# START OF Recorded data

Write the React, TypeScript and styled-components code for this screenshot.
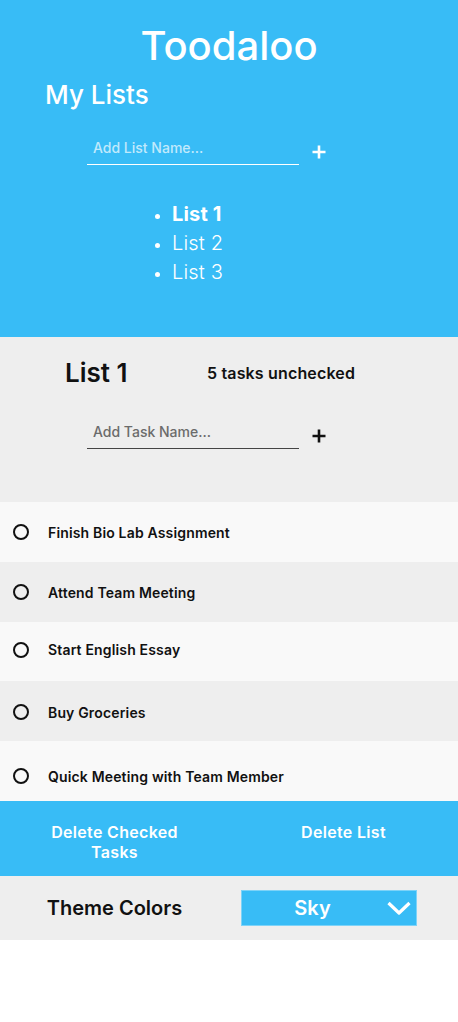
import React from "react";
import styled, { createGlobalStyle } from "styled-components";

const Global = createGlobalStyle`
  html, body { margin: 0; padding: 0; background: #ffffff; }
  body { font-family: Inter, "Noto Sans", sans-serif; letter-spacing: 0.01em; }
  * { box-sizing: border-box; }
`;

const SKY = "#38bcf6";

const Page = styled.div`
  width: 458px;
  display: flex;
  flex-direction: column;
`;

const Header = styled.header`
  background: ${SKY};
  height: 337px;
  display: flex;
  flex-direction: column;
  padding-top: 22px;
  color: #fff;
`;

const Title = styled.h1`
  margin: 0;
  font-size: 40px;
  font-weight: 500;
  text-align: center;
  line-height: 48px;
  letter-spacing: 0;
`;

const SubTitle = styled.h2`
  margin: 9px 0 0 45px;
  font-size: 26px;
  font-weight: 500;
  line-height: 32px;
  letter-spacing: 0;
`;

const InputRow = styled.div<{ $top: number }>`
  display: flex;
  align-items: flex-end;
  margin: ${(p) => p.$top}px 0 0 87px;
  gap: 12px;
`;

const TextInput = styled.input<{ $dark?: boolean }>`
  width: 212px;
  height: 30px;
  border: none;
  border-bottom: 1.5px solid ${(p) => (p.$dark ? "#444" : "#ffffff")};
  background: transparent;
  outline: none;
  padding: 0 6px 4px;
  font-family: Inter, sans-serif;
  font-size: 14px;
  font-weight: 500;
  color: ${(p) => (p.$dark ? "#222" : "#fff")};
  &::placeholder {
    color: ${(p) => (p.$dark ? "#6b6b6b" : "rgba(255,255,255,0.7)")};
  }
`;

const PlusButton = styled.button<{ $dark?: boolean }>`
  border: none;
  background: transparent;
  padding: 0;
  width: 16px;
  height: 16px;
  margin-bottom: 5px;
  display: flex;
  align-items: center;
  justify-content: center;
  color: ${(p) => (p.$dark ? "#111" : "#fff")};
`;

const Lists = styled.ul`
  margin: 35px 0 0 0;
  padding-left: 172px;
  list-style: disc;
  font-size: 20px;
  line-height: 29px;
`;

const ListItem = styled.li<{ $active?: boolean }>`
  font-weight: ${(p) => (p.$active ? 700 : 300)};
  &::marker { font-size: 16px; }
`;

const ListSection = styled.section`
  background: #eeeeee;
  height: 165px;
  padding-top: 20px;
  display: flex;
  flex-direction: column;
`;

const ListHead = styled.div`
  display: flex;
  align-items: center;
  padding-left: 65px;
`;

const ListName = styled.h3`
  margin: 0;
  width: 142px;
  font-size: 26px;
  font-weight: 600;
  line-height: 32px;
  color: #111;
  letter-spacing: 0;
`;

const Count = styled.span`
  font-size: 16px;
  font-weight: 600;
  color: #111;
`;

const TaskList = styled.div`
  display: flex;
  flex-direction: column;
`;

const TaskRow = styled.div<{ $alt?: boolean; $h: number; $shift: number }>`
  height: ${(p) => p.$h}px;
  background: ${(p) => (p.$alt ? "#eeeeee" : "#f9f9f9")};
  display: flex;
  align-items: center;
  padding-left: 13px;
  padding-top: ${(p) => Math.max(0, p.$shift * 2)}px;
  padding-bottom: ${(p) => Math.max(0, -p.$shift * 2)}px;
  gap: 19px;
`;

const Circle = styled.span`
  width: 16px;
  height: 16px;
  border: 2px solid #111;
  border-radius: 50%;
  flex-shrink: 0;
`;

const TaskText = styled.span`
  font-size: 14px;
  font-weight: 600;
  color: #111;
`;

const ActionBar = styled.div`
  background: ${SKY};
  height: 75px;
  display: grid;
  grid-template-columns: 1fr 1fr;
  padding-top: 21px;
`;

const ActionButton = styled.button`
  border: none;
  background: transparent;
  color: #fff;
  font-family: Inter, sans-serif;
  font-size: 16px;
  font-weight: 600;
  line-height: 20px;
  letter-spacing: 0.02em;
  text-align: center;
  align-self: start;
  padding: 0 40px;
`;

const ThemeBar = styled.div`
  background: #eeeeee;
  height: 64px;
  display: grid;
  grid-template-columns: 229px 1fr;
  align-items: center;
`;

const ThemeLabel = styled.span`
  font-size: 20px;
  font-weight: 600;
  color: #111;
  text-align: center;
  letter-spacing: 0;
`;

const Select = styled.div`
  margin-left: 12px;
  width: 176px;
  height: 36px;
  background: ${SKY};
  border: 1px solid #7dd3f8;
  display: flex;
  align-items: center;
  color: #fff;
  padding-right: 4px;
`;

const SelectValue = styled.span`
  flex: 1;
  text-align: center;
  font-size: 20px;
  font-weight: 600;
  padding-right: 3px;
`;

const Plus = ({ size = 16 }: { size?: number }) => (
  <svg width={size} height={size} viewBox="0 0 16 16">
    <path d="M8 1.5v13M1.5 8h13" stroke="currentColor" strokeWidth="2.6" />
  </svg>
);

const Chevron = () => (
  <svg width="26" height="18" viewBox="0 0 26 18">
    <path d="M2.5 4l10.5 10L23.5 4" stroke="#fff" strokeWidth="3.2" fill="none" strokeLinejoin="round" />
  </svg>
);

const tasks = [
  { text: "Finish Bio Lab Assignment", h: 60, shift: 0 },
  { text: "Attend Team Meeting", h: 60, shift: 0 },
  { text: "Start English Essay", h: 59, shift: -2 },
  { text: "Buy Groceries", h: 60, shift: 1 },
  { text: "Quick Meeting with Team Member", h: 60, shift: 5 },
];

export default function App() {
  return (
    <Page>
      <Global />
      <Header>
        <Title>Toodaloo</Title>
        <SubTitle>My Lists</SubTitle>
        <InputRow $top={24}>
          <TextInput placeholder="Add List Name..." />
          <PlusButton>
            <Plus />
          </PlusButton>
        </InputRow>
        <Lists>
          <ListItem $active>List 1</ListItem>
          <ListItem>List 2</ListItem>
          <ListItem>List 3</ListItem>
        </Lists>
      </Header>
      <ListSection>
        <ListHead>
          <ListName>List 1</ListName>
          <Count>5 tasks unchecked</Count>
        </ListHead>
        <InputRow $top={30}>
          <TextInput $dark placeholder="Add Task Name..." />
          <PlusButton $dark>
            <Plus />
          </PlusButton>
        </InputRow>
      </ListSection>
      <TaskList>
        {tasks.map((t, i) => (
          <TaskRow key={t.text} $alt={i % 2 === 1} $h={t.h} $shift={t.shift}>
            <Circle />
            <TaskText>{t.text}</TaskText>
          </TaskRow>
        ))}
      </TaskList>
      <ActionBar>
        <ActionButton>Delete Checked Tasks</ActionButton>
        <ActionButton>Delete List</ActionButton>
      </ActionBar>
      <ThemeBar>
        <ThemeLabel>Theme Colors</ThemeLabel>
        <Select>
          <SelectValue>Sky</SelectValue>
          <Chevron />
        </Select>
      </ThemeBar>
    </Page>
  );
}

# END OF Recorded data

- Brief -
Using the material above, return every line exactly as it appears, minus the pictures.

- Response -
Write the React, TypeScript and styled-components code for this screenshot.
import React from "react";
import styled, { createGlobalStyle } from "styled-components";

const Global = createGlobalStyle`
  html, body { margin: 0; padding: 0; background: #ffffff; }
  body { font-family: Inter, "Noto Sans", sans-serif; letter-spacing: 0.01em; }
  * { box-sizing: border-box; }
`;

const SKY = "#38bcf6";

const Page = styled.div`
  width: 458px;
  display: flex;
  flex-direction: column;
`;

const Header = styled.header`
  background: ${SKY};
  height: 337px;
  display: flex;
  flex-direction: column;
  padding-top: 22px;
  color: #fff;
`;

const Title = styled.h1`
  margin: 0;
  font-size: 40px;
  font-weight: 500;
  text-align: center;
  line-height: 48px;
  letter-spacing: 0;
`;

const SubTitle = styled.h2`
  margin: 9px 0 0 45px;
  font-size: 26px;
  font-weight: 500;
  line-height: 32px;
  letter-spacing: 0;
`;

const InputRow = styled.div<{ $top: number }>`
  display: flex;
  align-items: flex-end;
  margin: ${(p) => p.$top}px 0 0 87px;
  gap: 12px;
`;

const TextInput = styled.input<{ $dark?: boolean }>`
  width: 212px;
  height: 30px;
  border: none;
  border-bottom: 1.5px solid ${(p) => (p.$dark ? "#444" : "#ffffff")};
  background: transparent;
  outline: none;
  padding: 0 6px 4px;
  font-family: Inter, sans-serif;
  font-size: 14px;
  font-weight: 500;
  color: ${(p) => (p.$dark ? "#222" : "#fff")};
  &::placeholder {
    color: ${(p) => (p.$dark ? "#6b6b6b" : "rgba(255,255,255,0.7)")};
  }
`;

const PlusButton = styled.button<{ $dark?: boolean }>`
  border: none;
  background: transparent;
  padding: 0;
  width: 16px;
  height: 16px;
  margin-bottom: 5px;
  display: flex;
  align-items: center;
  justify-content: center;
  color: ${(p) => (p.$dark ? "#111" : "#fff")};
`;

const Lists = styled.ul`
  margin: 35px 0 0 0;
  padding-left: 172px;
  list-style: disc;
  font-size: 20px;
  line-height: 29px;
`;

const ListItem = styled.li<{ $active?: boolean }>`
  font-weight: ${(p) => (p.$active ? 700 : 300)};
  &::marker { font-size: 16px; }
`;

const ListSection = styled.section`
  background: #eeeeee;
  height: 165px;
  padding-top: 20px;
  display: flex;
  flex-direction: column;
`;

const ListHead = styled.div`
  display: flex;
  align-items: center;
  padding-left: 65px;
`;

const ListName = styled.h3`
  margin: 0;
  width: 142px;
  font-size: 26px;
  font-weight: 600;
  line-height: 32px;
  color: #111;
  letter-spacing: 0;
`;

const Count = styled.span`
  font-size: 16px;
  font-weight: 600;
  color: #111;
`;

const TaskList = styled.div`
  display: flex;
  flex-direction: column;
`;

const TaskRow = styled.div<{ $alt?: boolean; $h: number; $shift: number }>`
  height: ${(p) => p.$h}px;
  background: ${(p) => (p.$alt ? "#eeeeee" : "#f9f9f9")};
  display: flex;
  align-items: center;
  padding-left: 13px;
  padding-top: ${(p) => Math.max(0, p.$shift * 2)}px;
  padding-bottom: ${(p) => Math.max(0, -p.$shift * 2)}px;
  gap: 19px;
`;

const Circle = styled.span`
  width: 16px;
  height: 16px;
  border: 2px solid #111;
  border-radius: 50%;
  flex-shrink: 0;
`;

const TaskText = styled.span`
  font-size: 14px;
  font-weight: 600;
  color: #111;
`;

const ActionBar = styled.div`
  background: ${SKY};
  height: 75px;
  display: grid;
  grid-template-columns: 1fr 1fr;
  padding-top: 21px;
`;

const ActionButton = styled.button`
  border: none;
  background: transparent;
  color: #fff;
  font-family: Inter, sans-serif;
  font-size: 16px;
  font-weight: 600;
  line-height: 20px;
  letter-spacing: 0.02em;
  text-align: center;
  align-self: start;
  padding: 0 40px;
`;

const ThemeBar = styled.div`
  background: #eeeeee;
  height: 64px;
  display: grid;
  grid-template-columns: 229px 1fr;
  align-items: center;
`;

const ThemeLabel = styled.span`
  font-size: 20px;
  font-weight: 600;
  color: #111;
  text-align: center;
  letter-spacing: 0;
`;

const Select = styled.div`
  margin-left: 12px;
  width: 176px;
  height: 36px;
  background: ${SKY};
  border: 1px solid #7dd3f8;
  display: flex;
  align-items: center;
  color: #fff;
  padding-right: 4px;
`;

const SelectValue = styled.span`
  flex: 1;
  text-align: center;
  font-size: 20px;
  font-weight: 600;
  padding-right: 3px;
`;

const Plus = ({ size = 16 }: { size?: number }) => (
  <svg width={size} height={size} viewBox="0 0 16 16">
    <path d="M8 1.5v13M1.5 8h13" stroke="currentColor" strokeWidth="2.6" />
  </svg>
);

const Chevron = () => (
  <svg width="26" height="18" viewBox="0 0 26 18">
    <path d="M2.5 4l10.5 10L23.5 4" stroke="#fff" strokeWidth="3.2" fill="none" strokeLinejoin="round" />
  </svg>
);

const tasks = [
  { text: "Finish Bio Lab Assignment", h: 60, shift: 0 },
  { text: "Attend Team Meeting", h: 60, shift: 0 },
  { text: "Start English Essay", h: 59, shift: -2 },
  { text: "Buy Groceries", h: 60, shift: 1 },
  { text: "Quick Meeting with Team Member", h: 60, shift: 5 },
];

export default function App() {
  return (
    <Page>
      <Global />
      <Header>
        <Title>Toodaloo</Title>
        <SubTitle>My Lists</SubTitle>
        <InputRow $top={24}>
          <TextInput placeholder="Add List Name..." />
          <PlusButton>
            <Plus />
          </PlusButton>
        </InputRow>
        <Lists>
          <ListItem $active>List 1</ListItem>
          <ListItem>List 2</ListItem>
          <ListItem>List 3</ListItem>
        </Lists>
      </Header>
      <ListSection>
        <ListHead>
          <ListName>List 1</ListName>
          <Count>5 tasks unchecked</Count>
        </ListHead>
        <InputRow $top={30}>
          <TextInput $dark placeholder="Add Task Name..." />
          <PlusButton $dark>
            <Plus />
          </PlusButton>
        </InputRow>
      </ListSection>
      <TaskList>
        {tasks.map((t, i) => (
          <TaskRow key={t.text} $alt={i % 2 === 1} $h={t.h} $shift={t.shift}>
            <Circle />
            <TaskText>{t.text}</TaskText>
          </TaskRow>
        ))}
      </TaskList>
      <ActionBar>
        <ActionButton>Delete Checked Tasks</ActionButton>
        <ActionButton>Delete List</ActionButton>
      </ActionBar>
      <ThemeBar>
        <ThemeLabel>Theme Colors</ThemeLabel>
        <Select>
          <SelectValue>Sky</SelectValue>
          <Chevron />
        </Select>
      </ThemeBar>
    </Page>
  );
}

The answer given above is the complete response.